In conclusion, I submit that the University of Malta has not one but several roles that it must play contemporaneously in order to remain relevant to the complex needs of a sophisticated, if small, society. For this reason, as you know, I have already chosen to help me five Pro-Rectors who I would like to thank publicly for accepting to join the effort, namely, Prof. Joseph Cacciottolo, Dr Carmen Sammut, Prof. Tanya Sammut-Bonnici, Prof. Saviour Zammit and Prof. Godfrey Baldacchino. I will also be nominating a number of advisors and delegates so that, together with the Deans and other academic leaders, we may move wisely and fruitfully forward during the next five years. I shall be sending to each and every member of the university the vision statement that I presented to Council last March: in it, I outline concrete steps that should help us reach our objectives. In the coming years, we shall, no doubt, take many more steps beyond those already identified.
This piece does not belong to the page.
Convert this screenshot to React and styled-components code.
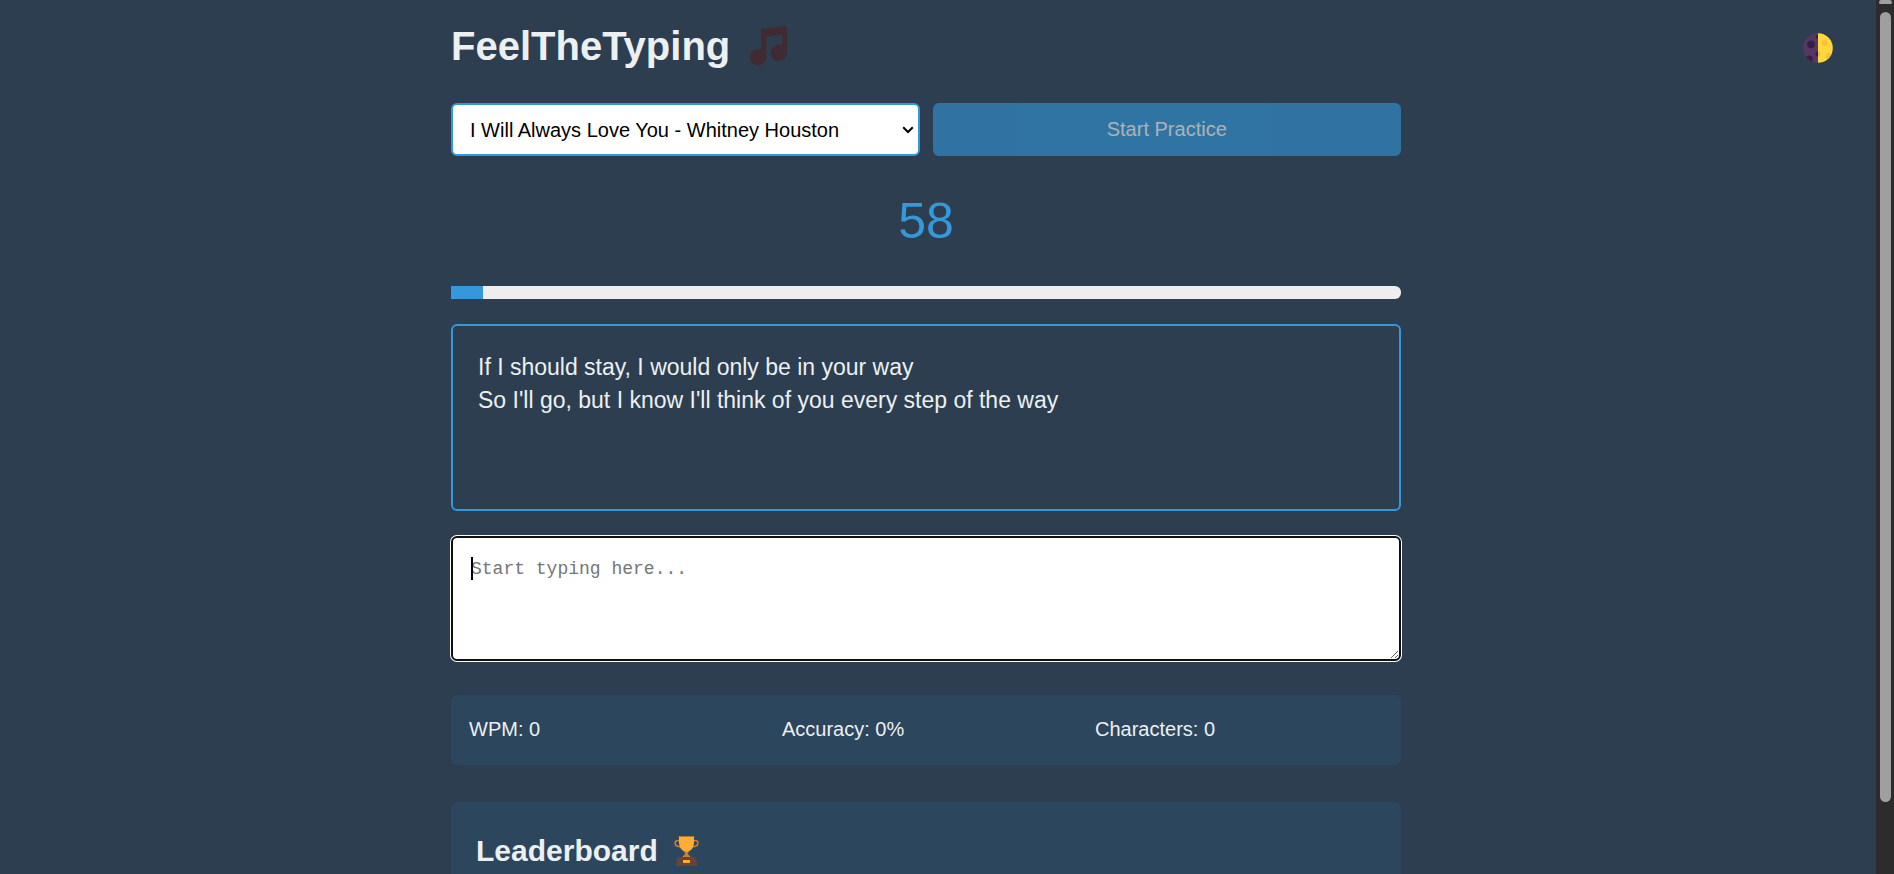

It takes a joint and concerted effort to obtain best outcomes for this complex institution and here I would like to show my deep appreciation for the essential and indispensible contribution of the administrative, technical and other support staff of the University. Your work at Tal-Qroqq, Valletta and Gozo campuses and other satellite sites is vital and your diligence and dedication keeps the blood flowing well and properly oxygenated as it meanders through the tortuous arteries, veins and capillaries of this academic body. In the coming weeks, I shall try to visit you at your place of work, in order for me to be better able to marvel at how much this body has grown since my first experience of it as a junior student in 1966, exactly 50 years ago. Who would have told me then what lay beyond my personal horizon?